Notes on Digital humanities hackathon 2016

You know it is nearly summer, when the digital humanities hackathon appears to the calendar. This year it was organized on 16–20 May 2016 together with Aalto university and Helsinki university. The hackathon is the culmination of the digital humanities studies, as a project work that combines students from various fields to think a research question and possible answers with the available materials.

This year material for the hackathon had been got from multiple sources. TV program metadata from the broadcasting company YLE, newspaper content and metadata from National Library of Finland, EEBO-TCP transcribed early English books and data from Helsinki, e.g. via Museum Finna, HRI and Helsinki GeoServer.

Data, team, go!

This year the groups also had some orientation days to prepare to the whole week of extensive work. There were 4 groups each targeting to specific questions and data sets.

Team1 was the team targeting the newspapers, and their focus was the emigration from Finland at the turn of the century (1870-1910). Here interesting was the iterative way of generating training data, and improving it gradually. The reality vs. emigration discussion in newspapers provided also intriguing comparison, the flows followed each other, but interestingly started to decrease from the papers even though emigration was its highest.  Their slides for details.

Team2 was the Yle group which investigated the metadata of TV programs. The content was classified to specific program type, which was then visualized.
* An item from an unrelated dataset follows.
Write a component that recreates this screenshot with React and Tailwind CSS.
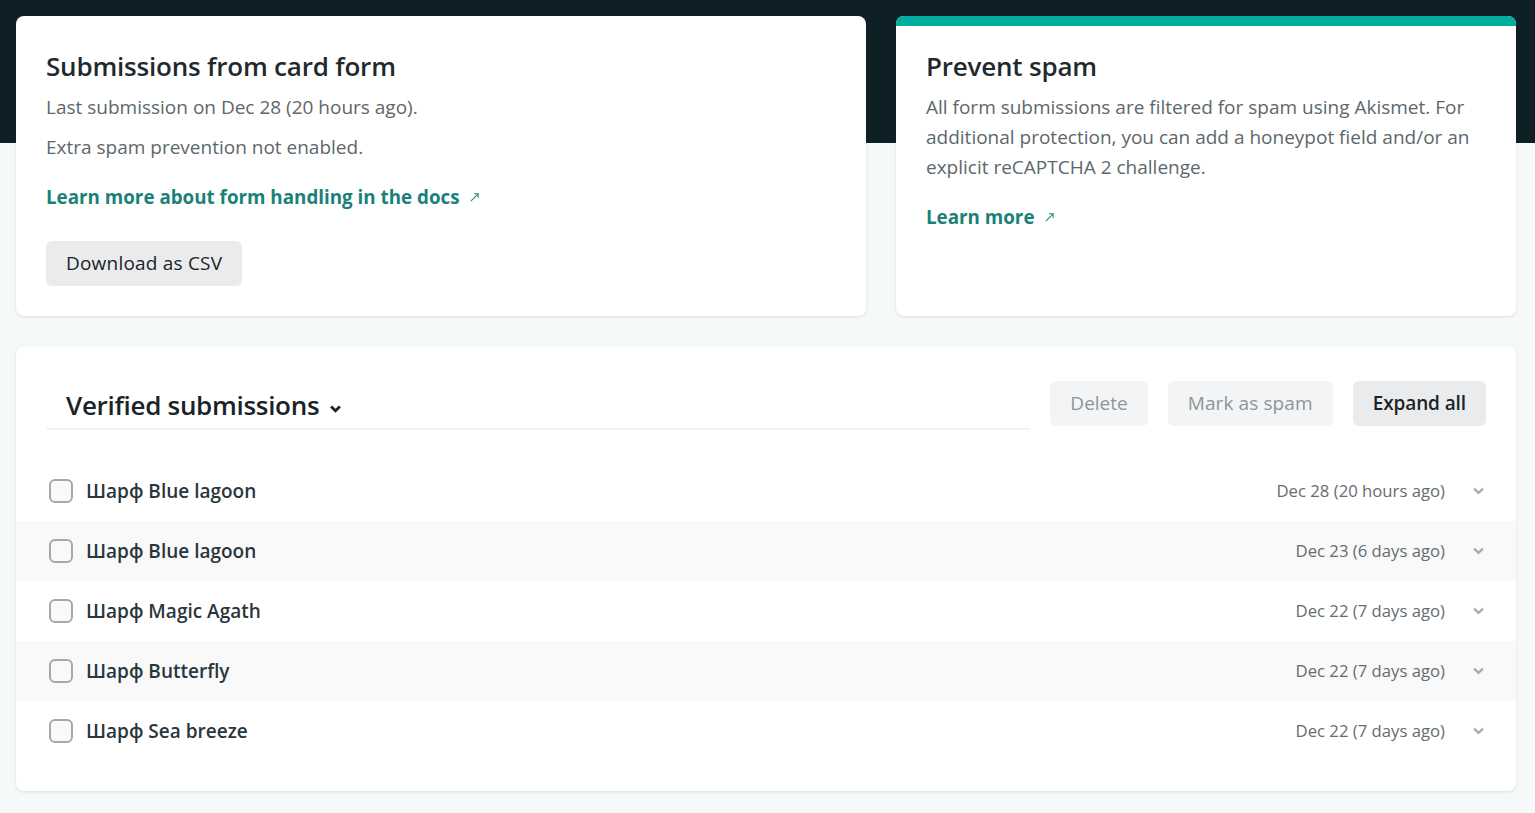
import React from "react";

const font = { fontFamily: '"Open Sans", "Noto Sans", sans-serif' };

function Chevron({ className, sw = 2.6 }) {
  return (
    <svg viewBox="0 0 12 8" className={className} fill="none" stroke="currentColor" strokeWidth={sw} strokeLinecap="butt" strokeLinejoin="miter">
      <path d="M1.2 1.4 L6 6 L10.8 1.4" />
    </svg>
  );
}

function Arrow() {
  return (
    <svg viewBox="0 0 12 12" className="w-[11px] h-[11px] ml-[9px] inline-block" fill="none" stroke="currentColor" strokeWidth="1.1">
      <path d="M2 10 L10 2 M5.5 2 H10 V6.5" />
    </svg>
  );
}

const rows = [
  { name: "Шарф Blue lagoon", date: "Dec 28 (20 hours ago)" },
  { name: "Шарф Blue lagoon", date: "Dec 23 (6 days ago)" },
  { name: "Шарф Magic Agath", date: "Dec 22 (7 days ago)" },
  { name: "Шарф Butterfly", date: "Dec 22 (7 days ago)" },
  { name: "Шарф Sea breeze", date: "Dec 22 (7 days ago)" },
];

export default function App() {
  return (
    <div className="min-h-[813px] w-full bg-[#f6f9fa] relative" style={font}>
      <div className="absolute top-0 left-0 right-0 h-[143px] bg-[#0f1f26]" />
      <div className="relative pt-[16px] pl-[16px] pr-[19px] flex flex-col gap-[30px]">
        <div className="flex gap-[30px]">
          <div className="w-[850px] h-[300px] bg-white rounded-[8px] shadow-[0_1px_3px_rgba(14,30,37,0.12)] px-[30px] pt-[30px]">
            <h2 className="text-[26px] leading-[40px] font-semibold text-[#1f2a2f] tracking-[-0.2px]">Submissions from card form</h2>
            <p className="text-[19px] leading-[40px] mt-[1px] text-[#5d676c]">Last submission on Dec 28 (20 hours ago).</p>
            <p className="text-[19px] leading-[40px] text-[#5d676c]">Extra spam prevention not enabled.</p>
            <a className="mt-[10px] flex items-center text-[18.8px] leading-[40px] font-bold text-[#1a8178]">
              Learn more about form handling in the docs <Arrow />
            </a>
            <button className="mt-[24px] h-[45px] px-[20px] rounded-[6px] bg-[#e9ebed] text-[19px] text-[#1c2326] tracking-[0.2px]">
              Download as CSV
            </button>
          </div>
          <div className="w-[620px] h-[300px] bg-white rounded-[8px] shadow-[0_1px_3px_rgba(14,30,37,0.12)] overflow-hidden flex flex-col">
            <div className="h-[10px] bg-[#00ad9f]" />
            <div className="px-[30px] pt-[20px]">
              <h2 className="text-[26px] leading-[40px] font-semibold text-[#1f2a2f] tracking-[-0.2px]">Prevent spam</h2>
              <p className="text-[19px] leading-[30px] mt-[6px] text-[#5d676c]">
                All form submissions are filtered for spam using Akismet. For additional protection, you can add a honeypot field and/or an explicit reCAPTCHA 2 challenge.
              </p>
              <a className="mt-[15px] flex items-center text-[18.8px] leading-[40px] font-bold text-[#1a8178]">
                Learn more <Arrow />
              </a>
            </div>
          </div>
        </div>

        <div className="w-[1500px] bg-white rounded-[8px] shadow-[0_1px_3px_rgba(14,30,37,0.12)] pt-[35px] pb-[30px]">
          <div className="flex items-start px-[30px]">
            <div className="flex-1 border-b-2 border-[#f1f3f4] h-[49px] pl-[20px] flex items-center">
              <span className="text-[26px] font-semibold text-[#1b2327] tracking-[-0.3px] mt-[2px]">Verified submissions</span>
              <Chevron className="w-[11px] h-[8px] ml-[11px] mt-[8px] text-[#1b2327]" sw={3} />
            </div>
            <div className="flex gap-[20px] ml-[20px]">
              <button className="h-[45px] px-[20px] rounded-[6px] bg-[#f3f4f5] text-[19px] text-[#8e9598]">Delete</button>
              <button className="h-[45px] px-[20px] rounded-[6px] bg-[#f3f4f5] text-[19px] text-[#8e9598] tracking-[0.1px]">Mark as spam</button>
              <button className="h-[45px] px-[20px] rounded-[6px] bg-[#e9ebed] text-[19px] text-[#1c2326] font-semibold tracking-[-0.1px]">Expand all</button>
            </div>
          </div>
          <div className="mt-[31px]">
            {rows.map((r, i) => (
              <div key={i} className={`h-[60px] flex items-center pl-[33px] pr-[30px] ${i % 2 === 1 ? "bg-[#f9f9f9]" : "bg-white"}`}>
                <span className="w-[24px] h-[24px] rounded-[6px] border-2 border-[#a8a8a8] bg-[#f8f9fa] shrink-0" />
                <span className="ml-[13px] text-[19px] font-semibold text-[#2a363b] tracking-[0px]">{r.name}</span>
                <span className="ml-auto text-[16.7px] text-[#656c70]">{r.date}</span>
                <Chevron className="w-[11px] h-[8px] ml-[28px] mr-[2px] text-[#a9abad]" />
              </div>
            ))}
          </div>
        </div>
      </div>
    </div>
  );
}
NER, structural topic modelling were considered to the next steps. Their Poster.

Team3 explored the changing Helsinki via case of Länsi-Pasila, where the hard data of demographics was incorporated with the soft data of evidence of photos of the area. Both old and new street names were used to get relevant photos of the area via API of Finna and when combined these formed interesting story of a re-creation of an neighboroughood. Presentation of the group.

Team4 analyzed those early modern English books, where those were published, and especially how the texts were recycled. There were couple of pilot cases were e.g. civil war case the same texts appeared on both sides. There were novel solution in finding overlapping regions, by ‘straightening’ and cleaning the phrases in a unique way.  Presentation of the group.

Methods in use

Named entity recognition, topic modelling and network analysis were readily available in the toolbox of the participants when analyzing the materials. In addition, all the code is available from one location in Github: , which gives good portal to continue from the existing work. Having code openly available enables experimenting with it and see if it could be applicable to the own questions and data sets.